Through a museum-educator guided, virtual experience of the Art of the North galleries, examine how artists have represented Alaska and the North through time. Cultivate creative and critical thinking skills while discussing and sketching how art captures ideas of the North. Respond to age-appropriate writing prompts about the artwork.
Through a museum-educator guided, virtual experience of museum galleries, take a closer look at our changing climate, learn about its impacts on Alaska, and consider ways that humans and animals adapt to new challenges. Build problem-solving skills and develop approaches to scientific thinking through discussions and guided activities that connect to the virtual experience.

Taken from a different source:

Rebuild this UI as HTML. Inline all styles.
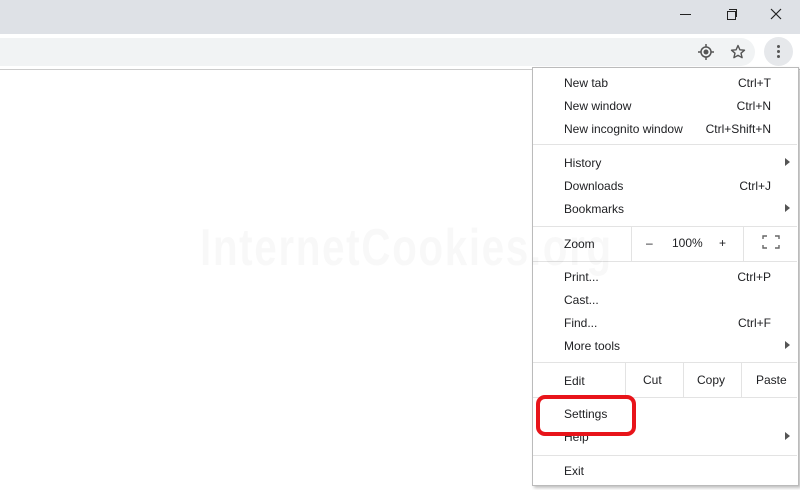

Through a museum-educator guided, virtual experience, learn about how people and animals survive in Alaska’s cold environment. Investigate how animals have evolved and adapted to thrive in Alaska’s cold and unpredictable landscapes. Examine primary sources within the museum’s collection demonstrating the innovated technologies Alaska Native peoples use to thrive across the state.
Through a museum-educator guided, virtual experience, learn about Alaska’s waters and the importance of water for animals and people. Investigate the museum’s marine tank and the tidepool creatures that call it home. Examine objects in the Alaska Exhibition demonstrating innovative technologies Alaska Native peoples create to navigate the waters of Alaska. Respond to age-appropriate writing prompts about the objects.
Listen up and discover the exciting field of soundscape ecology. Engage in an interactive virtual experience that explores how sounds can be used to learn about the environment. Students deepen their understanding of soundscapes and build creative and innovative thinking skills through guided questions and activities.
Through a museum-educator guided, virtual experience, learn about our place in the universe. Study the interactions between the earth, moon and sun and fly around other planets and moons in our solar system to discover our celestial neighborhood. Look out further to explore deep sky objects that help explain the lifecycle of stars and uncover the hidden paths of exoplanets.